>> START Data lines

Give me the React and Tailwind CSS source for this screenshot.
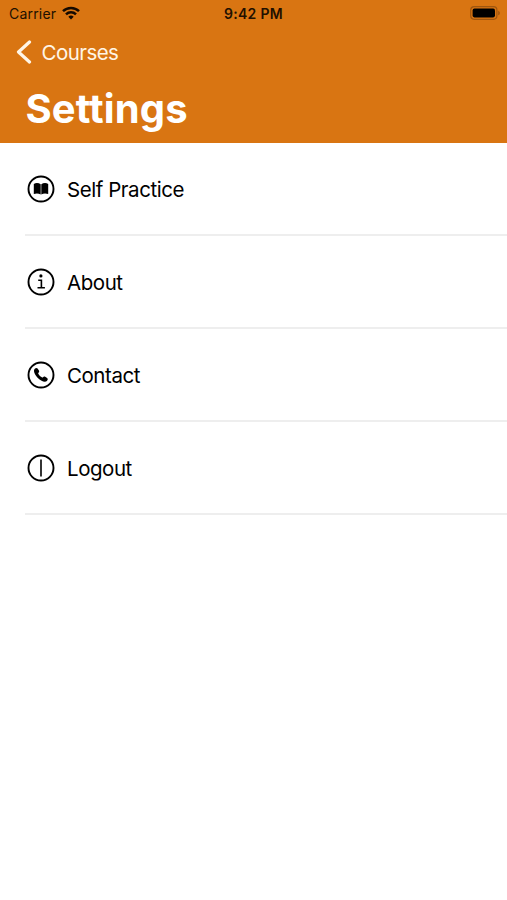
const items = [
  {
    label: "Self Practice",
    glyph: (
      <path
        fill="currentColor"
        d="M13.7 9.300c-2-1.500-4.900-1.500-6.900-.4v10.200c2.200-.8 4.900-.7 6.900.3zM14.300 9.300c2-1.500 4.900-1.500 6.900-.4v10.200c-2.200-.8-4.900-.7-6.900.3z"
      />
    ),
  },
  {
    label: "About",
    glyph: (
      <>
        <circle cx="13.900" cy="7.900" r="1.600" fill="currentColor" />
        <path d="M11.200 12.200h3.200v7.300M10.500 19.700h7.400" fill="none" stroke="currentColor" strokeWidth="1.600" />
      </>
    ),
  },
  {
    label: "Contact",
    glyph: (
      <path
        fill="currentColor"
        d="M7.800 7.800c.9-1.100 2-1.200 2.800-.2l1.300 1.900c.5.8.3 1.600-.4 2.200-.4.4-.4.6-.1 1.200.9 1.400 2 2.500 3.400 3.400.5.3.8.3 1.200-.1.600-.7 1.400-.9 2.200-.4l1.900 1.300c1 .8.9 1.800-.2 2.800-1.300 1.200-3.300.9-5.800-.5-2.500-1.500-4.800-3.800-6.100-6.200-1.200-2.200-1.400-4.100-.2-5.400z"
      />
    ),
  },
  {
    label: "Logout",
    glyph: <path d="M14 5.400v17.200" stroke="currentColor" strokeWidth="1.600" />,
  },
];

function CircleIcon({ children }) {
  return (
    <svg className="h-7 w-7 shrink-0" viewBox="0 0 28 28">
      <circle cx="14" cy="14" r="12.500" fill="none" stroke="currentColor" strokeWidth="1.900" />
      {children}
    </svg>
  );
}

function StatusBar() {
  return (
    <div className="grid h-7 grid-cols-3 items-center text-[14px] leading-7 text-[#211000]">
      <div className="flex items-center pl-[9px]">
        <span className="w-[53px] whitespace-nowrap tracking-[0.2px]">Carrier</span>
        <svg className="-mt-[2px] h-[14px] w-[18px]" viewBox="0 0 18 14">
          <g fill="none" stroke="#150a00" strokeWidth="2.500">
            <path d="M1 5.200a11.400 11.400 0 0 1 16 0" />
            <path d="M4 8.300a7.100 7.100 0 0 1 10 0" />
          </g>
          <path d="M9 13.500 6.300 10.800a3.900 3.900 0 0 1 5.400 0z" fill="#150a00" />
        </svg>
      </div>
      <span className="text-center font-semibold tracking-[0.3px]">9:42 PM</span>
      <svg className="-mt-[2px] mr-[6px] h-[14px] w-[31px] justify-self-end" viewBox="0 0 31 14">
        <rect x="0.700" y="0.700" width="26.200" height="12.600" rx="3.500" fill="none" stroke="#9f560f" strokeWidth="1.200" />
        <rect x="2.600" y="2.600" width="22.400" height="8.800" rx="1.800" fill="#000" />
        <path d="M28.200 4.700c2.200.8 2.200 3.800 0 4.600z" fill="#9f560f" />
      </svg>
    </div>
  );
}

export default function App() {
  return (
    <div className="h-[900px] w-full overflow-hidden bg-white font-['Inter',sans-serif] text-black">
      <header className="h-[142.5px] bg-[#d97512]">
        <StatusBar />
        <div className="flex h-12 items-center pl-4 text-[20.5px] tracking-[-0.55px] text-[#fff5e6]">
          <svg className="mr-[9.5px] h-6 w-4" viewBox="0 0 16 24">
            <path d="M13.500 2 2.500 12l11 10" fill="none" stroke="currentColor" strokeWidth="3.200" strokeLinecap="round" strokeLinejoin="round" />
          </svg>
          <span className="pt-[3px]">Courses</span>
        </div>
        <h1 className="pl-[25.5px] pt-[8px] text-[40px] font-bold leading-[50px] tracking-[0.1px] text-white">Settings</h1>
      </header>
      <ul className="pl-[25px]">
        {items.map((item) => (
          <li key={item.label} className="flex h-[93px] items-center border-b-2 border-[#eeeeee] pl-[2px] pt-[2px]">
            <CircleIcon>{item.glyph}</CircleIcon>
            <span className="ml-3 pt-[3px] text-[20.5px] tracking-[-0.45px]">{item.label}</span>
          </li>
        ))}
      </ul>
    </div>
  );
}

>> END Data lines

**Requirement:**
Your task is to reproduce all of the material exactly. The pictures stay out.

**Final answer:**
Give me the React and Tailwind CSS source for this screenshot.
const items = [
  {
    label: "Self Practice",
    glyph: (
      <path
        fill="currentColor"
        d="M13.7 9.300c-2-1.500-4.900-1.500-6.900-.4v10.200c2.200-.8 4.900-.7 6.900.3zM14.300 9.300c2-1.500 4.900-1.500 6.900-.4v10.200c-2.200-.8-4.900-.7-6.900.3z"
      />
    ),
  },
  {
    label: "About",
    glyph: (
      <>
        <circle cx="13.900" cy="7.900" r="1.600" fill="currentColor" />
        <path d="M11.200 12.200h3.200v7.300M10.500 19.700h7.400" fill="none" stroke="currentColor" strokeWidth="1.600" />
      </>
    ),
  },
  {
    label: "Contact",
    glyph: (
      <path
        fill="currentColor"
        d="M7.800 7.800c.9-1.100 2-1.200 2.800-.2l1.300 1.900c.5.8.3 1.600-.4 2.200-.4.4-.4.6-.1 1.200.9 1.400 2 2.500 3.400 3.400.5.3.8.3 1.200-.1.600-.7 1.400-.9 2.200-.4l1.900 1.300c1 .8.9 1.800-.2 2.800-1.300 1.200-3.300.9-5.800-.5-2.500-1.500-4.800-3.800-6.100-6.200-1.200-2.200-1.400-4.100-.2-5.400z"
      />
    ),
  },
  {
    label: "Logout",
    glyph: <path d="M14 5.400v17.200" stroke="currentColor" strokeWidth="1.600" />,
  },
];

function CircleIcon({ children }) {
  return (
    <svg className="h-7 w-7 shrink-0" viewBox="0 0 28 28">
      <circle cx="14" cy="14" r="12.500" fill="none" stroke="currentColor" strokeWidth="1.900" />
      {children}
    </svg>
  );
}

function StatusBar() {
  return (
    <div className="grid h-7 grid-cols-3 items-center text-[14px] leading-7 text-[#211000]">
      <div className="flex items-center pl-[9px]">
        <span className="w-[53px] whitespace-nowrap tracking-[0.2px]">Carrier</span>
        <svg className="-mt-[2px] h-[14px] w-[18px]" viewBox="0 0 18 14">
          <g fill="none" stroke="#150a00" strokeWidth="2.500">
            <path d="M1 5.200a11.400 11.400 0 0 1 16 0" />
            <path d="M4 8.300a7.100 7.100 0 0 1 10 0" />
          </g>
          <path d="M9 13.500 6.300 10.800a3.900 3.900 0 0 1 5.400 0z" fill="#150a00" />
        </svg>
      </div>
      <span className="text-center font-semibold tracking-[0.3px]">9:42 PM</span>
      <svg className="-mt-[2px] mr-[6px] h-[14px] w-[31px] justify-self-end" viewBox="0 0 31 14">
        <rect x="0.700" y="0.700" width="26.200" height="12.600" rx="3.500" fill="none" stroke="#9f560f" strokeWidth="1.200" />
        <rect x="2.600" y="2.600" width="22.400" height="8.800" rx="1.800" fill="#000" />
        <path d="M28.200 4.700c2.200.8 2.200 3.800 0 4.600z" fill="#9f560f" />
      </svg>
    </div>
  );
}

export default function App() {
  return (
    <div className="h-[900px] w-full overflow-hidden bg-white font-['Inter',sans-serif] text-black">
      <header className="h-[142.5px] bg-[#d97512]">
        <StatusBar />
        <div className="flex h-12 items-center pl-4 text-[20.5px] tracking-[-0.55px] text-[#fff5e6]">
          <svg className="mr-[9.5px] h-6 w-4" viewBox="0 0 16 24">
            <path d="M13.500 2 2.500 12l11 10" fill="none" stroke="currentColor" strokeWidth="3.200" strokeLinecap="round" strokeLinejoin="round" />
          </svg>
          <span className="pt-[3px]">Courses</span>
        </div>
        <h1 className="pl-[25.5px] pt-[8px] text-[40px] font-bold leading-[50px] tracking-[0.1px] text-white">Settings</h1>
      </header>
      <ul className="pl-[25px]">
        {items.map((item) => (
          <li key={item.label} className="flex h-[93px] items-center border-b-2 border-[#eeeeee] pl-[2px] pt-[2px]">
            <CircleIcon>{item.glyph}</CircleIcon>
            <span className="ml-3 pt-[3px] text-[20.5px] tracking-[-0.45px]">{item.label}</span>
          </li>
        ))}
      </ul>
    </div>
  );
}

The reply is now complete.